Gelelim “Sonisphere 2011”e... Metal müzik tutkunlarının bayramı olarak tanımlanan festivalde bu yaz öne çıkan grup hiç kuşkusuz, dünyanın en büyük metal gruplarından, Türkiye’de de büyük bir hayran kitlesi olan Iron Maiden. Taktıkları maskeler ve solistlerinin 1’den 8’e kadar numaraları ile kendilerinin de satılan bir ürün olduğunun altını çizen Slipknot de konserin beklenen gruplarından.

Bu yıl festivalin bana göre en ilginç ismi ise Alice Cooper... En yakın dostlarından birinin bir boğa yılanı olduğunu ve heavy metal’in tavuk kafası koparma mitini yaratan adamı olduğunu söylersem, ne demek istediğimi hemen anlayacaksınızdır...

Ama hemen söyleyeyim, Cooper o gece tavuk kafası koparmayacak. Çünkü hiç böyle bir şey yapmadı. Sadece, bir konserinde tavuğun uçan bir kuş olduğunu sanıp, (şaka değil gerçek!) hayvanı seyircilerin üstüne atmıştı, o kadar(!)

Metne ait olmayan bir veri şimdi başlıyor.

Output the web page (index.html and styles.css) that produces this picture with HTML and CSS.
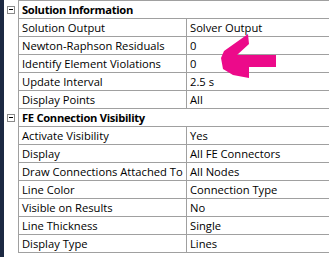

Şimdi o ve diğer gruplar 19 Haziran gecesi Küçükçiftlik Parkı’nı sallamaya hazırlanıyorlar!

*****

Temizlik tarihimiz

Biz kitap editörlerinin masasına her gün yığınla kitap gelir ve bunların arasında kurumların, belediyelerin desteklediği kitaplar da vardır. Ama bu kitapların çoğunu karıştırmak bile gelmez içinizden. Sırf birileri para kazansın diye, hiçbir özelliği olmayan konular kitaplaştırılmıştır.

O yüzden sponsorlu kitaplara hep mesafeli dururum. Ama Sultanbeyli Belediyesi’ni tebrik etmek istiyorum. Çünkü bünyelerinde kurulan Çevder’in Çeküd’le birlikte destekleyerek çıkardığı çok özel bir kitap var elimde: “Tanzimat- İstanbul” yani “Osmanlı’dan Günümüze Temizlik Tarihi.” Mehmet Mazak ve Fatih Güldal yazmış. Belediyecilik tarihimizi, sivil hayattan örneklerle, tarihi olaylarla ele alan keyifli bir tarih kitabı bu.

Bence kurumlar tam da bu tür kitaplara destek vermeli, yani faaliyet gösterdikleri alanlara dair kitaplara... Çünkü herkesten önce onlar bu kitaplardan çok şey öğrenecektir.